Segmentation fault in MPI_Send for derived data types

268 Views Asked by At

In the code below, if MPI_Get_address(&member, &offset[0]); is replaced with offset[0] = 0; the code works as expected otherwise it gives the output below. To my knowledge, for the usage of MPI_BOTTOM absolute memory addresses are needed and this is why MPI_Get_address() is used. While struct Member has no problem with MPI_Get_address(), struct Family did not work with it. What is the problem?

Command:

mpirun -n 2 ./out

Output:

Signal: Segmentation fault (11)
Signal code:  (128)
Failing at address: (nil)
mpirun noticed that process rank 0...

Code:

#include <mpi.h>

struct Member
{
    double height;
    MPI_Datatype mpi_dtype;
    Member() { make_layout(); }
    void make_layout()
    {
        int nblock = 1;
        int block_count[nblock] = {1};
        MPI_Aint offset[nblock];
        MPI_Get_address(&height, &offset[0]);
        MPI_Datatype block_type[nblock] = {MPI_DOUBLE};
        MPI_Type_create_struct(nblock, block_count, offset, block_type, &mpi_dtype);
        MPI_Type_commit(&mpi_dtype);
    }
};

struct Family
{
    Member member;
    MPI_Datatype mpi_dtype;
    Family() { make_layout(); }
    void make_layout()
    {
        int nblock = 1;
        int block_count[nblock] = {1};
        MPI_Aint offset[nblock]; 
        MPI_Get_address(&member, &offset[0]);
        //offset[0] = 0; <-- HERE!!!!!!!
        MPI_Datatype block_type[nblock] = {member.mpi_dtype};
        MPI_Type_create_struct(nblock, block_count, offset, block_type, &mpi_dtype);
        MPI_Type_commit(&mpi_dtype);
    }
};

int main()
{
    int rank;

    MPI_Init(NULL, NULL);
    MPI_Comm_rank(MPI_COMM_WORLD, &rank);

    if (rank == 0)
    {
        Family f;
        MPI_Send(MPI_BOTTOM, 1, f.mpi_dtype, 1, 0, MPI_COMM_WORLD);
    }
    else if (rank == 1)
    {
        Family f;
        MPI_Recv(MPI_BOTTOM, 1, f.mpi_dtype, 0, 0, MPI_COMM_WORLD, NULL);
    }

    MPI_Finalize();

    return 0;
}
1

There are 1 best solutions below

3
On

member.mpi_dtype already carries the absolute address of Member::height as offset in its typemap.

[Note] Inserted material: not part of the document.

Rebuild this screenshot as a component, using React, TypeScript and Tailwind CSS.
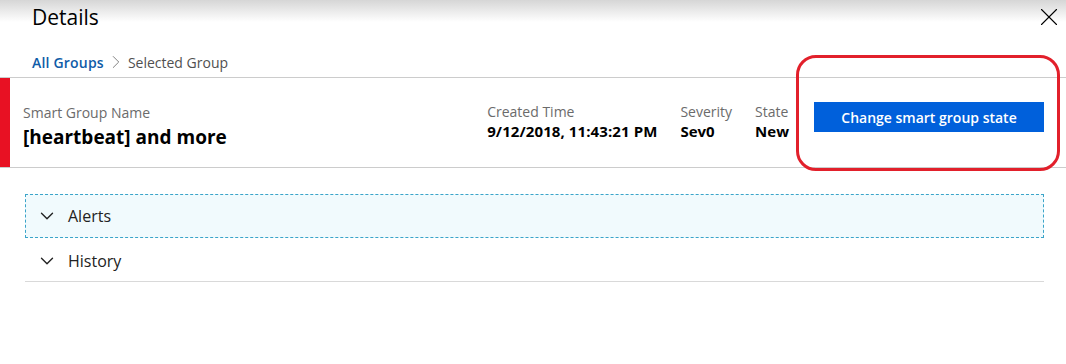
import { ChevronDown, ChevronRight, X } from 'lucide-react';

const sections = ['Alerts', 'History'];

export default function App() {
  return (
    <div className="relative w-[1066px] h-[364px] overflow-hidden bg-[linear-gradient(to_bottom,#d6d6d6_0px,#ffffff_22px)] font-['Open_Sans',sans-serif] text-black">
      {/* Header */}
      <div className="flex justify-between items-start pl-[32px] pr-[2px] pt-[3px] h-[47px]">
        <h1 className="text-[21px] leading-[28px] font-normal">Details</h1>
        <X className="-mt-[1px] w-[30px] h-[30px]" strokeWidth={0.9} />
      </div>

      {/* Breadcrumb */}
      <div className="flex items-center pl-[32px] h-[30px] text-[14px]">
        <span className="font-semibold text-[#0f5ca8] tracking-[0.2px]">All Groups</span>
        <ChevronRight className="mx-[1px] w-[22px] h-[22px] text-[#777]" strokeWidth={1} />
        <span className="text-[#505050]">Selected Group</span>
      </div>

      {/* Summary */}
      <div className="flex border-t border-b border-[#cccccc] h-[91px]">
        <div className="bg-[#e81123] w-[10px]" />
        <div className="flex flex-1 items-center pl-[13px] pr-[22px]">
          <div className="flex-1 pt-[8px]">
            <div className="text-[14px] leading-[18px] text-[#6b6b6b]">Smart Group Name</div>
            <div className="mt-[3px] text-[19px] leading-[24px] font-bold">[heartbeat] and more</div>
          </div>
          <div className="flex gap-[23px] mr-[25px] -mt-[1px]">
            <div>
              <div className="text-[14px] leading-[18px] text-[#6b6b6b]">Created Time</div>
              <div className="text-[15px] leading-[20px] font-bold tracking-[0.1px]">9/12/2018, 11:43:21 PM</div>
            </div>
            <div>
              <div className="text-[14px] leading-[18px] text-[#6b6b6b]">Severity</div>
              <div className="text-[15px] leading-[20px] font-bold">Sev0</div>
            </div>
            <div>
              <div className="text-[14px] leading-[18px] text-[#6b6b6b]">State</div>
              <div className="text-[15px] leading-[20px] font-bold">New</div>
            </div>
          </div>
          <button className="-mt-[11px] w-[230px] h-[30px] bg-[#0060db] text-white text-[14px] font-semibold">
            Change smart group state
          </button>
        </div>
      </div>

      {/* Sections */}
      <div className="mx-[25px] mt-[26px] w-[1019px]">
        {sections.map((s, i) => (
          <div
            key={s}
            className={
              i === 0
                ? 'flex items-center h-[44px] border border-dashed border-[#3ba4c9] bg-[#f1fafd]'
                : 'flex items-center h-[44px] border-b border-[#d9d9d9] pt-[2px] pl-[1px]'
            }
          >
            <ChevronDown className="ml-[10px] w-[22px] h-[22px] text-[#222]" strokeWidth={1.5} />
            <span className="ml-[10px] text-[16px] text-[#222]">{s}</span>
          </div>
        ))}
      </div>

      {/* Annotation */}
      <div className="absolute left-[796px] top-[55px] w-[264px] h-[116px] border-[3px] border-[#e2202b] rounded-[20px]" />
    </div>
  );
}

When in Family::make_layout() you specify offset[0] equal to the address of member, both offsets sum up, which results in a very wrong offset. For that very reason MPI datatypes with absolute addresses should not be used in constructing other datatypes.

There is absolutely no reason to use MPI_BOTTOM in that case - your structures have no dynamically allocated fields and thus MPI datatypes with relative offsets should suffice.